Note: If I had turned right when I emerged onto the forest road (instead of left) and followed the forest road in that direction, there are other hikes that start from there. You can hike to the Miradouro das Rocas and the Cascata da Rajada and the Miradouro Silhas. I am definitely going to hike to these points next time! Here is a photo that I took from the trail that I hiked of the lookouts in the distance.

Cascata do Arado Hike

Cascata do Arado Hike


The photo below is taken from the bridge over the river looking up stream towards the waterfall:

Cascata do Arado Hike

And looking down stream:

Cascata do Arado Hike

Cascata do Arado Hike

At the bridge you will see the signpost for the Cascata do Arado in front of you. The trail to the waterfall is to the left and it is a short trail to reach it.

Cascata do Arado Hike

The next photo I took while walking up the short trail to the waterfall and I was looking back the way I had come. The red arrow is pointing to the forest road that I followed to the waterfall and you can see the aforementioned bridge too:

Cascata do Arado Hike

The sign at the Cascata do Arado:

Cascata do Arado Hike

And there it is!

Cascata do Arado Hike

Cascata do Arado Hike


Having seen the waterfall I walked back to the forest trail and followed it back to the hiking trail from which I had come. I then started my climb back up. Unfortunately for me, it was at this point I found myself sharing the trail with a herd of goats.

Cascata do Arado Hike

Cascata do Arado Hike

The goats however were not the issue - the super aggressive guard dog that watched over the herd was! He pretty much chased me back down the trail barking aggressively the whole time until he was happy that I was far enough away from the herd. I took the opportunity to sit down and have something to eat, hoping to put some space between the goats and I and this very grumpy dog. After maybe ten to fifteen minutes I started slowly hiking again but it wasn’t long before I came upon the goats again (they move VERY slowly, a leisurely stroll).

Cascata do Arado Hike

I continued walking slowly along keeping my eyes peeled for the dog but he seemed to be at the front of the herd and I was at the back with the goat stragglers who were stopping to munch every few steps.

Cascata do Arado Hike

Because of this, keeping my pace slow I managed to make it to the top of the climb before the dog spotted me again, started barking and quickly started heading my way. It was at this point that my watch buzzed alerting me to a left turn coming up and thankfully I was leaving the hiking trail that the goats were taking (the same one I had followed earlier that morning from Lomba do Vidoeiro) and veering off onto another hiking path. I took my left turn as the dog closed in but seeing me turn he stopped and stood guard watching me (and barking) to make sure I wasn’t following the goats. I am not generally afraid of dogs, I am actually a dog lover, but I was chased by two Estrela mountain dogs while hiking already and now am wary of the “herd/shepard dogs”. I really wanted to avoid this happening again but boy the goat guard dog was adamant that I was a threat no matter how much I tried to avoid him and the damn goats. The goats were super cute though… silver lining and all that!

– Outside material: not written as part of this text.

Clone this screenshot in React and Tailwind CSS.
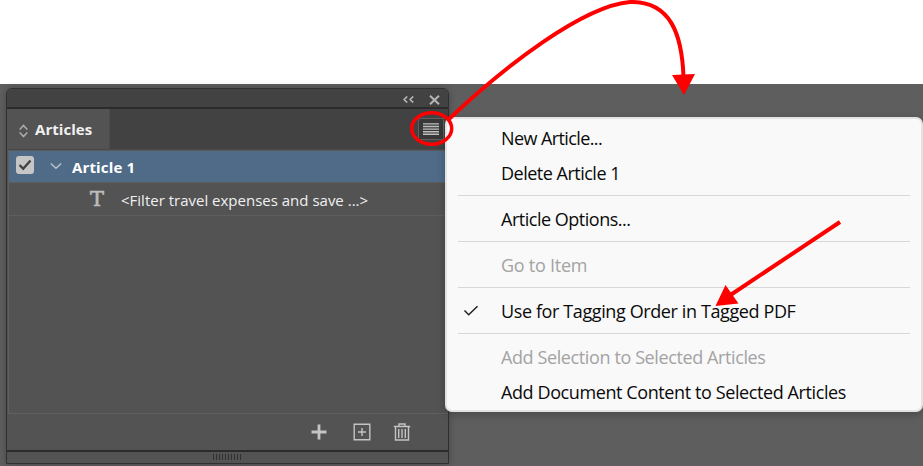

The next part of the trail continued through forest and again I found myself hiking some of the trail that I had hiked on Day 1.

Cascata do Arado Hike

Cascata do Arado Hike

Cascata do Arado Hike

1.5 kilometres after I escaped the dog I was back walking the short distance on a tarmac road to the Miradouros da Pedra Bela and of course I couldn’t hike past the Miradouros da Pedra Bela without taking another look and a few photos!

Cascata do Arado Hike

Cascata do Arado Hike

Cascata do Arado Hike

From here I again followed the trail that I had hiked on Day 1 back to Gerês which, as aforementioned, you can read about here if you want!

What a great hike, 14 kilometres in total and despite my run in with the dog, overall it was super enjoyable - how could you not love deserted trails and views like this!